His career began in blackface minstrelsy, but he later became one of the first African Americans to branch out into more serious drama, with roles in seminal works such as The Creole Show and A Trip to Coontown. He was the first black man to portray the role of Uncle Tom on both stage and screen. James Weldon Johnson described him as the "Grand Old Man of the Negro Stage".[5]

Early career

Lucas was born Samuel Mildmay Lucas (or Samuel Lucas Milady)[6] in Washington Court House, Ohio to free black parents. He showed a talent for guitar and singing as a teenager, and while working as a barber, his local performances gained him a positive reputation.

In 1858 he began his career as a performer with the traveling African-American minstrel companies. Over the next five years, he sang and acted on stage and on riverboats, and composed music for his shows. Meanwhile, he found ways to integrate his African-American roots into the mostly white form; for instance, his tune "Carve Dat Possum" borrowed its melody from a black religious song. As black minstrelsy grew popular with the general public, Lucas became one of its first celebrities, particularly known for his portrayals of pitiable, comic characters.

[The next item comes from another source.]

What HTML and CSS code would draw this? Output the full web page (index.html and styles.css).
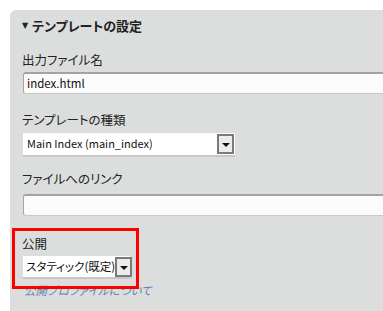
FILE: index.html
```html
<!DOCTYPE html>
<html lang="ja">
<head>
  <meta charset="UTF-8" />
  <title>テンプレートの設定</title>
  <link rel="stylesheet" href="styles.css">
</head>
<body>
  <div class="panel">
    <h2 class="title"><span class="caret">&#9660;</span>テンプレートの設定</h2>

    <div class="field field-name">
      <label class="label">出力ファイル名</label>
      <div class="input">index.html</div>
    </div>

    <div class="field field-type">
      <label class="label">テンプレートの種類</label>
      <div class="select select-wide">
        <span class="select-text">Main Index (main_index)</span>
        <span class="select-btn"><span class="arrow"></span></span>
      </div>
    </div>

    <div class="field field-link">
      <label class="label">ファイルへのリンク</label>
      <div class="input"></div>
    </div>

    <div class="field field-publish">
      <label class="label">公開</label>
      <div class="select select-small">
        <span class="select-text">スタティック(既定)</span>
        <span class="select-btn"><span class="arrow"></span></span>
      </div>
      <a class="help" href="#">公開プロファイルについて</a>
    </div>
  </div>

  <div class="highlight"></div>
</body>
</html>
```

FILE: styles.css
```css
* {
  margin: 0;
  padding: 0;
  box-sizing: border-box;
}
html, body {
  overflow: hidden;
}
body {
  background-color: #fff;
  padding: 10px 0 0 10px;
  font-family: "Noto Sans CJK JP", "Noto Sans", sans-serif;
  font-feature-settings: "palt";
  color: #222;
  font-size: 12px;
  position: relative;
  height: 311px;
}
.panel {
  background-color: #dcdedd;
  border-top-left-radius: 6px;
  width: 373px;
  height: 301px;
  padding: 8px 0 0 12px;
  overflow: hidden;
}
.title {
  height: 16px;
  font-size: 13px;
  font-weight: bold;
  line-height: 16px;
  color: #222;
  display: flex;
  align-items: center;
}
.caret {
  font-family: "DejaVu Sans", sans-serif;
  font-size: 8px;
  margin-right: 4px;
}
.field-name { margin-top: 18px; }
.field-type { margin-top: 18px; }
.field-link { margin-top: 14px; }
.field-publish { margin-top: 20px; }

.label {
  display: block;
  height: 16px;
  line-height: 16px;
  font-size: 12.5px;
  font-weight: normal;
  color: #222;
}
.field-name .label { margin-bottom: 4px; }
.field-type .label { margin-bottom: 5px; }
.field-link .label { margin-bottom: 7px; }
.field-publish .label { margin-bottom: 4px; }

.input {
  margin-left: 1px;
  height: 22px;
  width: 400px;
  background: #fbfbfb;
  border: 1px solid #c9c9c9;
  border-top: 2px solid #a3a3a3;
  border-left: 1px solid #a3a3a3;
  border-radius: 3px 0 0 3px;
  padding: 0 3px;
  font-size: 11.5px;
  line-height: 18px;
  color: #111;
}
.select {
  margin-left: 1px;
  display: flex;
  align-items: flex-start;
  background: #fff;
  border-bottom: 2px solid #c6c8c7;
  padding: 1px 1px 0 0;
}
.select-wide {
  width: 212px;
  height: 24px;
}
.select-small {
  width: 107px;
  height: 23px;
}
.select-text {
  flex: 1;
  height: 18px;
  padding: 0 0 0 4px;
  line-height: 18px;
  font-size: 11px;
  color: #111;
  white-space: nowrap;
}
.select-small .select-text {
  font-size: 11.5px;
  padding-left: 3px;
}
.select-btn {
  flex: none;
  width: 17px;
  height: 20px;
  border: 2px solid #7a7a7a;
  background: #ececec;
  display: flex;
  align-items: center;
  justify-content: center;
}
.arrow {
  width: 0;
  height: 0;
  border-left: 4px solid transparent;
  border-right: 4px solid transparent;
  border-top: 4px solid #111;
  margin-top: 2px;
}
.help {
  display: block;
  height: 16px;
  margin-top: 3px;
  margin-left: 2px;
  font-size: 11.5px;
  line-height: 16px;
  color: #5a86b3;
  font-style: italic;
  text-decoration: none;
}
.highlight {
  position: absolute;
  left: 12px;
  top: 228px;
  width: 127px;
  height: 61px;
  border: 3px solid #ff0000;
}
```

His fame allowed him to choose his engagements, and over the span of his career, he performed with some of the best black minstrel troupes. He never led a troupe of his own, however. Throughout his life, Lucas performed with many minstrel groups including Lew Johnson's Plantation Minstrels (1871–73), Callender’s Georgia Minstrels (1873–74, 1875–76), and Sprague’s Georgia Minstrels (1878–79) in Havana, Cuba.[3] After his time as a minstrel performer, Lucas began to perform in vaudeville.

Dramatic roles

Meanwhile, Lucas attempted to branch out into non-minstrel material. In 1875, for instance, he performed alongside Emma and Anna Hyer in Out of Bondage, a musical drama about a freed slave who is made over to fit into upper-class, white society. He followed this by another stint in black minstrelsy, and in 1876, he was playing with Sprague's Georgia Minstrels, alongside both James A. Bland and Billy Kersands.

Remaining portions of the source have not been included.